Despite the improved play of Matt Murray (before suffering another injury), the future of the Senators’ crease is still in question. Five goalies have played for the Senators this season; Murray is signed for three more years at $6.25M, Joey Daccord has two more years at $750k, Marcus Högberg and Filip Gustavsson are pending RFAs, and Anton Forsberg is a pending UFA after this season. Then, you’ve got Mads Søgaard and Kevin Mandolese playing in the AHL. Ideally, you’d have either Daccord or Gustavsson as the number-one in Belleville, with the other backing Murray up. The good news is that both can be sent to the minors without the risk of being claimed off waivers by another team, so you can rotate them back-and-forth, and effectively ice a three-headed monster in the NHL crease. If taxi squads are a thing next season, that makes the rotation much easier. Forsberg could also be brought back as a solid backup, but I’d prefer to see what we have in the two younger options.

The Ones in Charge

With the team headed in the right direction, you start to wonder if the current brass has what it takes to turn that promise into consistent on-ice success.
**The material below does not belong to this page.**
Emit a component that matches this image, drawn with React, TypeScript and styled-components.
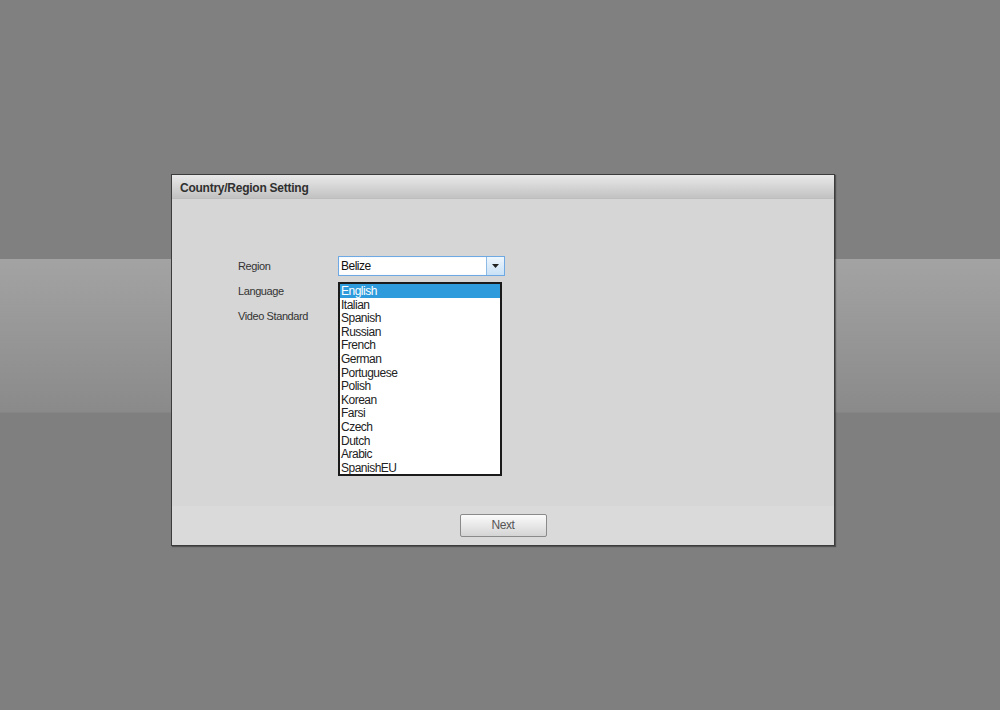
import styled, { createGlobalStyle } from "styled-components";

const GlobalStyle = createGlobalStyle`
  html, body {
    margin: 0;
    padding: 0;
  }
  body {
    font-family: "Liberation Sans", Arial, sans-serif;
    font-size: 12px;
    color: #333;
  }
`;

const languages = [
  "English",
  "Italian",
  "Spanish",
  "Russian",
  "French",
  "German",
  "Portuguese",
  "Polish",
  "Korean",
  "Farsi",
  "Czech",
  "Dutch",
  "Arabic",
  "SpanishEU",
];

export default function App() {
  const fields = [
    { label: "Region", value: "Belize", open: true },
    { label: "Language", value: "", open: false },
    { label: "Video Standard", value: "", open: false },
  ];

  return (
    <>
      <GlobalStyle />
      <Page>
        <Dialog>
          <TitleBar>Country/Region Setting</TitleBar>
          <Body>
            <Form>
              {fields.map((f, idx) => (
                <Row key={"row" + idx}>
                  <Label>{f.label}</Label>
                  {f.open ? (
                    <SelectWrap>
                      <Select>
                        <SelectText>{f.value}</SelectText>
                        <ArrowBtn>
                          <svg width="7" height="4" viewBox="0 0 7 4">
                            <path d="M0 0h7L3.5 4z" fill="#222" />
                          </svg>
                        </ArrowBtn>
                      </Select>
                      <ListBox>
                        {languages.map((item, i) => (
                          <Option key={"lang" + i} $selected={i === 0}>
                            {item}
                          </Option>
                        ))}
                      </ListBox>
                    </SelectWrap>
                  ) : (
                    <EmptySlot />
                  )}
                </Row>
              ))}
            </Form>
          </Body>
          <Footer>
            <Button>Next</Button>
          </Footer>
        </Dialog>
      </Page>
    </>
  );
}

const Page = styled.div`
  width: 1000px;
  height: 710px;
  box-sizing: border-box;
  padding: 174px 0 0 171px;
  background: linear-gradient(
    to bottom,
    #808080 0,
    #808080 259px,
    #a3a3a3 259px,
    #8a8a8a 412px,
    #7f7f7f 413px,
    #7f7f7f 100%
  );
`;

const Dialog = styled.div`
  width: 664px;
  height: 372px;
  box-sizing: border-box;
  border: 1px solid #3c3c3c;
  box-shadow: 1px 1px 1px rgba(0, 0, 0, 0.35);
  background: #d7d7d7;
  display: flex;
  flex-direction: column;
`;

const TitleBar = styled.div`
  height: 24px;
  flex-shrink: 0;
  box-sizing: border-box;
  padding: 6px 0 0 8px;
  font-weight: bold;
  font-size: 12px;
  letter-spacing: -0.25px;
  color: #303030;
  background: linear-gradient(to bottom, #e9e9e9, #c2c2c2);
  border-bottom: 1px solid #bdbdbd;
`;

const Body = styled.div`
  height: 307px;
  flex-shrink: 0;
  box-sizing: border-box;
  padding: 57px 0 0 66px;
  background: #d6d6d6;
`;

const Form = styled.div`
  display: flex;
  flex-direction: column;
  gap: 5px;
`;

const Row = styled.div`
  display: flex;
  align-items: center;
  height: 20px;
`;

const Label = styled.div`
  width: 100px;
  color: #333;
  font-size: 11px;
  letter-spacing: -0.4px;
`;

const SelectWrap = styled.div`
  position: relative;
`;

const Select = styled.div`
  width: 167px;
  height: 20px;
  box-sizing: border-box;
  border: 1px solid #6fa9e3;
  box-shadow: inset 0 0 1px #a9cdf2;
  background: #fff;
  display: flex;
  align-items: stretch;
`;

const SelectText = styled.div`
  flex: 1;
  padding-left: 2px;
  line-height: 18px;
  letter-spacing: -0.5px;
  color: #111;
`;

const ArrowBtn = styled.div`
  width: 17px;
  border-left: 1px solid #8dbbe6;
  background: linear-gradient(to bottom, #eef6fd, #c9e1f6);
  display: flex;
  align-items: center;
  justify-content: center;
`;

const ListBox = styled.div`
  position: absolute;
  top: 26px;
  left: 0;
  width: 164px;
  box-sizing: border-box;
  border: 2px solid #1b1b1b;
  background: #fff;
  z-index: 2;
`;

const Option = styled.div<{ $selected: boolean }>`
  height: 13.6px;
  line-height: 14px;
  padding-left: 1px;
  font-size: 12px;
  letter-spacing: -0.5px;
  color: ${(p) => (p.$selected ? "#fff" : "#222")};
  background: ${(p) => (p.$selected ? "#2d9bdc" : "transparent")};
`;

const EmptySlot = styled.div`
  width: 167px;
  height: 20px;
`;

const Footer = styled.div`
  flex: 1;
  display: flex;
  align-items: center;
  justify-content: center;
  background: #dadada;
  padding-bottom: 1px;
`;

const Button = styled.div`
  width: 87px;
  height: 23px;
  box-sizing: border-box;
  border: 1px solid #8a8a8a;
  border-radius: 2px;
  background: linear-gradient(to bottom, #fbfbfb, #d4d4d4);
  color: #555;
  font-size: 12px;
  letter-spacing: -0.4px;
  display: flex;
  align-items: center;
  justify-content: center;
`;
Trent and Troy Mann seem to have a good thing going with their combination of drafting and development, and as alluded to earlier, D.J. Smith has the Senators playing some very inspired hockey right now. You have to hope Pierre Dorion doesn’t tinker with that group too much, as the lack of familiarity between the players at the start of the year was seen as a big factor in the team’s early struggles. The big question, of course, revolves around contract negotiations. How long can they keep the core intact? The key will be delaying any UFA negotiations for as much as possible, avoiding an Erik Karlsson/Matt Duchene situation. Signing players in their late-20s to long-term contracts will keep your team competitive in the short term, but long-term flexibility is sacrificed. Ideally, they’ll have players reach UFA status in their 30s when they’re expected to sign shorter-term deals. That’s a challenge they’ll have to navigate on the road to becoming a winning team.